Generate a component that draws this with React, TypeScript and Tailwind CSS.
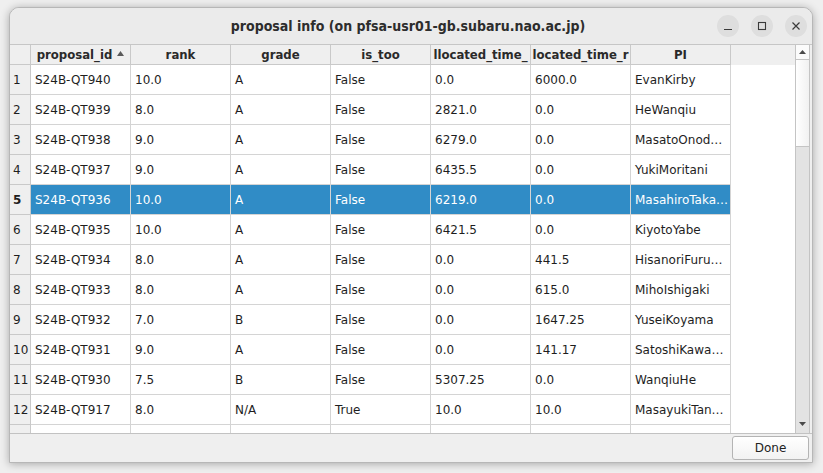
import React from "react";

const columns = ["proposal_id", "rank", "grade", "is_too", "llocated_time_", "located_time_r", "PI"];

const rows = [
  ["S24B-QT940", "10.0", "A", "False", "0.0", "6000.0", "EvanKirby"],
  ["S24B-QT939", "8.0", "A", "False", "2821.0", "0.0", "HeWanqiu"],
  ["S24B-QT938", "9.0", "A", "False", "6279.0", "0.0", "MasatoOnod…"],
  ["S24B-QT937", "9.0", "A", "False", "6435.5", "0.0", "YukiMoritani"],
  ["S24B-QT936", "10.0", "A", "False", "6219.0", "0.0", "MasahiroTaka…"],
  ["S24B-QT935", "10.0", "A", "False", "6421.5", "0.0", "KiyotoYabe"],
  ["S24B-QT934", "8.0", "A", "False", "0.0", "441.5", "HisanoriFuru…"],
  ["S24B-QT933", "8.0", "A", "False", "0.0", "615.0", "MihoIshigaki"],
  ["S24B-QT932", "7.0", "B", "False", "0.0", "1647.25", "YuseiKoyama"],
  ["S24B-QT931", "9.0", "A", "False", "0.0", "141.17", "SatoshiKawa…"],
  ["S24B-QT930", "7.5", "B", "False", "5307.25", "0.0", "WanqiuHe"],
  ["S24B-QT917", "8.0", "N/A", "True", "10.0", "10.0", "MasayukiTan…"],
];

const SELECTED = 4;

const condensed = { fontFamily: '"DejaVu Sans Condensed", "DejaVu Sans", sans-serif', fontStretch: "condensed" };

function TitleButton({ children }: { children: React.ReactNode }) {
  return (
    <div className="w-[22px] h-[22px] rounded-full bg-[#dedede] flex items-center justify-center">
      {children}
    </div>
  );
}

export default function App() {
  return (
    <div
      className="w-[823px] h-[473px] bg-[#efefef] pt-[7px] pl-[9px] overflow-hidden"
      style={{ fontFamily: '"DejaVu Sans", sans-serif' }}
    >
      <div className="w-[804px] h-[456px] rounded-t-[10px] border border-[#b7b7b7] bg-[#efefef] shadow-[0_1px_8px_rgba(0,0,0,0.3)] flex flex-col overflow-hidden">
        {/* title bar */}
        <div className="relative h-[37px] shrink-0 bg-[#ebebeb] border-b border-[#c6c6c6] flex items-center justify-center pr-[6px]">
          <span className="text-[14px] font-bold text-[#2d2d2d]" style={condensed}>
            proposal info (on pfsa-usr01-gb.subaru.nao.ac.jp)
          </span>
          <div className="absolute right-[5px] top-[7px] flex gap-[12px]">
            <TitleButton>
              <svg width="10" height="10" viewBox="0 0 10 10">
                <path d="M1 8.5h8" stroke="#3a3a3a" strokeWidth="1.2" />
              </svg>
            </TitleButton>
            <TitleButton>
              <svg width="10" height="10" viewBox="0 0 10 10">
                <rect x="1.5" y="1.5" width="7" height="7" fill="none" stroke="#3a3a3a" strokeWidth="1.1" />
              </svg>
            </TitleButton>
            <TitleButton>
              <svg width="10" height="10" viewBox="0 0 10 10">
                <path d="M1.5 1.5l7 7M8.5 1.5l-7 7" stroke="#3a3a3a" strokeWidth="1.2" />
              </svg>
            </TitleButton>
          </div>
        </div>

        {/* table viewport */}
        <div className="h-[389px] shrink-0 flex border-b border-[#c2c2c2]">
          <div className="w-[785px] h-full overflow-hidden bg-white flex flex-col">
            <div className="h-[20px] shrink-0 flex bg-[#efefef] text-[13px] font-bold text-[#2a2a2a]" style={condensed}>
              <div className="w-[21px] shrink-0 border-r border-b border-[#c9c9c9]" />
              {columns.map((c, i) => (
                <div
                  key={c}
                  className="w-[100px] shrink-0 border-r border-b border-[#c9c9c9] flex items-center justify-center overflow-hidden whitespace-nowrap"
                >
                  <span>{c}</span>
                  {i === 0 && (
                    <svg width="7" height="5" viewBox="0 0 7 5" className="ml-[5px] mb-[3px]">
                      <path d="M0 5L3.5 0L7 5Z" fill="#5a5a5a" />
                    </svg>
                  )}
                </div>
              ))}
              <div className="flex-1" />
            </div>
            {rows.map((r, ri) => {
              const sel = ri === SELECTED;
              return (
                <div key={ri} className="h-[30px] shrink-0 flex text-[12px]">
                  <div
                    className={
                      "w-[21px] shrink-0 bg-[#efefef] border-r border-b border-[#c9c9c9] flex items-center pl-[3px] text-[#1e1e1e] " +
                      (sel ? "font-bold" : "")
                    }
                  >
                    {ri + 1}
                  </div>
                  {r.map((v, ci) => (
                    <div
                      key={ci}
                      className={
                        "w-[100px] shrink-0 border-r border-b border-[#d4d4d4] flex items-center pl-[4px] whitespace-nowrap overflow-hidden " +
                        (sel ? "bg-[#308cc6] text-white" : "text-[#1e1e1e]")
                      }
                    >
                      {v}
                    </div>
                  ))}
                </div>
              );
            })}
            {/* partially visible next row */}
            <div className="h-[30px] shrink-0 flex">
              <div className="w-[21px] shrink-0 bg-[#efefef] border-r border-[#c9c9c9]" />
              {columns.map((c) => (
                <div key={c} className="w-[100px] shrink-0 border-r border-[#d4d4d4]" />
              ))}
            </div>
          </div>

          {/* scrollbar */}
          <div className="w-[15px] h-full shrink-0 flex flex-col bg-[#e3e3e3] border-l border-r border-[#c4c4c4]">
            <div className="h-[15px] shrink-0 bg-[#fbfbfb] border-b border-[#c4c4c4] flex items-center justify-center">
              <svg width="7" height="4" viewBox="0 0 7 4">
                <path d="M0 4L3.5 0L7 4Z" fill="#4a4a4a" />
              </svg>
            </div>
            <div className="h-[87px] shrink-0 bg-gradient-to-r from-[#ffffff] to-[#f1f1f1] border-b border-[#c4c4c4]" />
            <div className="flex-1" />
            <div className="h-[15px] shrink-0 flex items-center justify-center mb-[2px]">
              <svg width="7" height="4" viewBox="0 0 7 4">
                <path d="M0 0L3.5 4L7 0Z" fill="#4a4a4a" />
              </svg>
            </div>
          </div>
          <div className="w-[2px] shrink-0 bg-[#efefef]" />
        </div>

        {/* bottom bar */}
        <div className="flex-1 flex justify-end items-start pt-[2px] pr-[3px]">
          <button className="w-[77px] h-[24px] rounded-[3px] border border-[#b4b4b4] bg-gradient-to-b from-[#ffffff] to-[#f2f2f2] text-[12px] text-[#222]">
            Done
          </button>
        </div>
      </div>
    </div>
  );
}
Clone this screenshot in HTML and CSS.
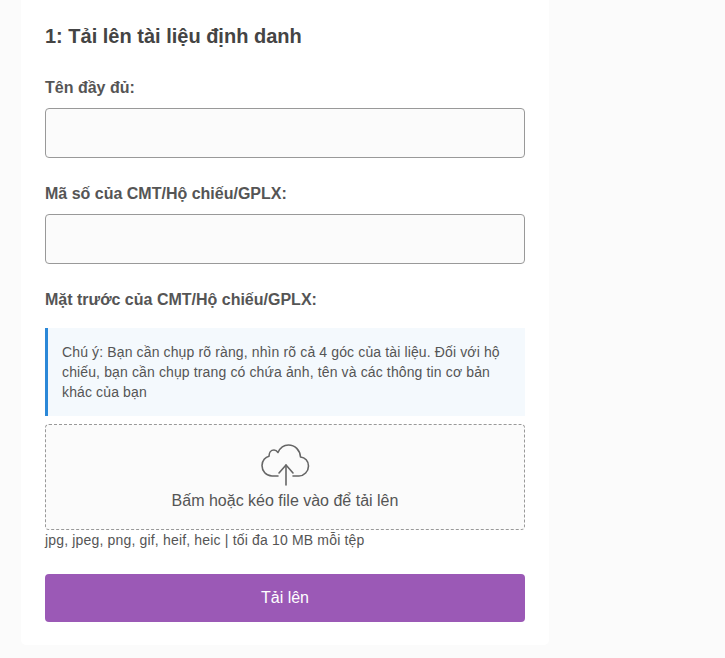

> Your goal:
Make an exact reproduction of the listing above, without any pictures.

> Task answer:
Generate a component that draws this with React, TypeScript and Tailwind CSS.
import React from "react";

const columns = ["proposal_id", "rank", "grade", "is_too", "llocated_time_", "located_time_r", "PI"];

const rows = [
  ["S24B-QT940", "10.0", "A", "False", "0.0", "6000.0", "EvanKirby"],
  ["S24B-QT939", "8.0", "A", "False", "2821.0", "0.0", "HeWanqiu"],
  ["S24B-QT938", "9.0", "A", "False", "6279.0", "0.0", "MasatoOnod…"],
  ["S24B-QT937", "9.0", "A", "False", "6435.5", "0.0", "YukiMoritani"],
  ["S24B-QT936", "10.0", "A", "False", "6219.0", "0.0", "MasahiroTaka…"],
  ["S24B-QT935", "10.0", "A", "False", "6421.5", "0.0", "KiyotoYabe"],
  ["S24B-QT934", "8.0", "A", "False", "0.0", "441.5", "HisanoriFuru…"],
  ["S24B-QT933", "8.0", "A", "False", "0.0", "615.0", "MihoIshigaki"],
  ["S24B-QT932", "7.0", "B", "False", "0.0", "1647.25", "YuseiKoyama"],
  ["S24B-QT931", "9.0", "A", "False", "0.0", "141.17", "SatoshiKawa…"],
  ["S24B-QT930", "7.5", "B", "False", "5307.25", "0.0", "WanqiuHe"],
  ["S24B-QT917", "8.0", "N/A", "True", "10.0", "10.0", "MasayukiTan…"],
];

const SELECTED = 4;

const condensed = { fontFamily: '"DejaVu Sans Condensed", "DejaVu Sans", sans-serif', fontStretch: "condensed" };

function TitleButton({ children }: { children: React.ReactNode }) {
  return (
    <div className="w-[22px] h-[22px] rounded-full bg-[#dedede] flex items-center justify-center">
      {children}
    </div>
  );
}

export default function App() {
  return (
    <div
      className="w-[823px] h-[473px] bg-[#efefef] pt-[7px] pl-[9px] overflow-hidden"
      style={{ fontFamily: '"DejaVu Sans", sans-serif' }}
    >
      <div className="w-[804px] h-[456px] rounded-t-[10px] border border-[#b7b7b7] bg-[#efefef] shadow-[0_1px_8px_rgba(0,0,0,0.3)] flex flex-col overflow-hidden">
        {/* title bar */}
        <div className="relative h-[37px] shrink-0 bg-[#ebebeb] border-b border-[#c6c6c6] flex items-center justify-center pr-[6px]">
          <span className="text-[14px] font-bold text-[#2d2d2d]" style={condensed}>
            proposal info (on pfsa-usr01-gb.subaru.nao.ac.jp)
          </span>
          <div className="absolute right-[5px] top-[7px] flex gap-[12px]">
            <TitleButton>
              <svg width="10" height="10" viewBox="0 0 10 10">
                <path d="M1 8.5h8" stroke="#3a3a3a" strokeWidth="1.2" />
              </svg>
            </TitleButton>
            <TitleButton>
              <svg width="10" height="10" viewBox="0 0 10 10">
                <rect x="1.5" y="1.5" width="7" height="7" fill="none" stroke="#3a3a3a" strokeWidth="1.1" />
              </svg>
            </TitleButton>
            <TitleButton>
              <svg width="10" height="10" viewBox="0 0 10 10">
                <path d="M1.5 1.5l7 7M8.5 1.5l-7 7" stroke="#3a3a3a" strokeWidth="1.2" />
              </svg>
            </TitleButton>
          </div>
        </div>

        {/* table viewport */}
        <div className="h-[389px] shrink-0 flex border-b border-[#c2c2c2]">
          <div className="w-[785px] h-full overflow-hidden bg-white flex flex-col">
            <div className="h-[20px] shrink-0 flex bg-[#efefef] text-[13px] font-bold text-[#2a2a2a]" style={condensed}>
              <div className="w-[21px] shrink-0 border-r border-b border-[#c9c9c9]" />
              {columns.map((c, i) => (
                <div
                  key={c}
                  className="w-[100px] shrink-0 border-r border-b border-[#c9c9c9] flex items-center justify-center overflow-hidden whitespace-nowrap"
                >
                  <span>{c}</span>
                  {i === 0 && (
                    <svg width="7" height="5" viewBox="0 0 7 5" className="ml-[5px] mb-[3px]">
                      <path d="M0 5L3.5 0L7 5Z" fill="#5a5a5a" />
                    </svg>
                  )}
                </div>
              ))}
              <div className="flex-1" />
            </div>
            {rows.map((r, ri) => {
              const sel = ri === SELECTED;
              return (
                <div key={ri} className="h-[30px] shrink-0 flex text-[12px]">
                  <div
                    className={
                      "w-[21px] shrink-0 bg-[#efefef] border-r border-b border-[#c9c9c9] flex items-center pl-[3px] text-[#1e1e1e] " +
                      (sel ? "font-bold" : "")
                    }
                  >
                    {ri + 1}
                  </div>
                  {r.map((v, ci) => (
                    <div
                      key={ci}
                      className={
                        "w-[100px] shrink-0 border-r border-b border-[#d4d4d4] flex items-center pl-[4px] whitespace-nowrap overflow-hidden " +
                        (sel ? "bg-[#308cc6] text-white" : "text-[#1e1e1e]")
                      }
                    >
                      {v}
                    </div>
                  ))}
                </div>
              );
            })}
            {/* partially visible next row */}
            <div className="h-[30px] shrink-0 flex">
              <div className="w-[21px] shrink-0 bg-[#efefef] border-r border-[#c9c9c9]" />
              {columns.map((c) => (
                <div key={c} className="w-[100px] shrink-0 border-r border-[#d4d4d4]" />
              ))}
            </div>
          </div>

          {/* scrollbar */}
          <div className="w-[15px] h-full shrink-0 flex flex-col bg-[#e3e3e3] border-l border-r border-[#c4c4c4]">
            <div className="h-[15px] shrink-0 bg-[#fbfbfb] border-b border-[#c4c4c4] flex items-center justify-center">
              <svg width="7" height="4" viewBox="0 0 7 4">
                <path d="M0 4L3.5 0L7 4Z" fill="#4a4a4a" />
              </svg>
            </div>
            <div className="h-[87px] shrink-0 bg-gradient-to-r from-[#ffffff] to-[#f1f1f1] border-b border-[#c4c4c4]" />
            <div className="flex-1" />
            <div className="h-[15px] shrink-0 flex items-center justify-center mb-[2px]">
              <svg width="7" height="4" viewBox="0 0 7 4">
                <path d="M0 0L3.5 4L7 0Z" fill="#4a4a4a" />
              </svg>
            </div>
          </div>
          <div className="w-[2px] shrink-0 bg-[#efefef]" />
        </div>

        {/* bottom bar */}
        <div className="flex-1 flex justify-end items-start pt-[2px] pr-[3px]">
          <button className="w-[77px] h-[24px] rounded-[3px] border border-[#b4b4b4] bg-gradient-to-b from-[#ffffff] to-[#f2f2f2] text-[12px] text-[#222]">
            Done
          </button>
        </div>
      </div>
    </div>
  );
}
Clone this screenshot in HTML and CSS.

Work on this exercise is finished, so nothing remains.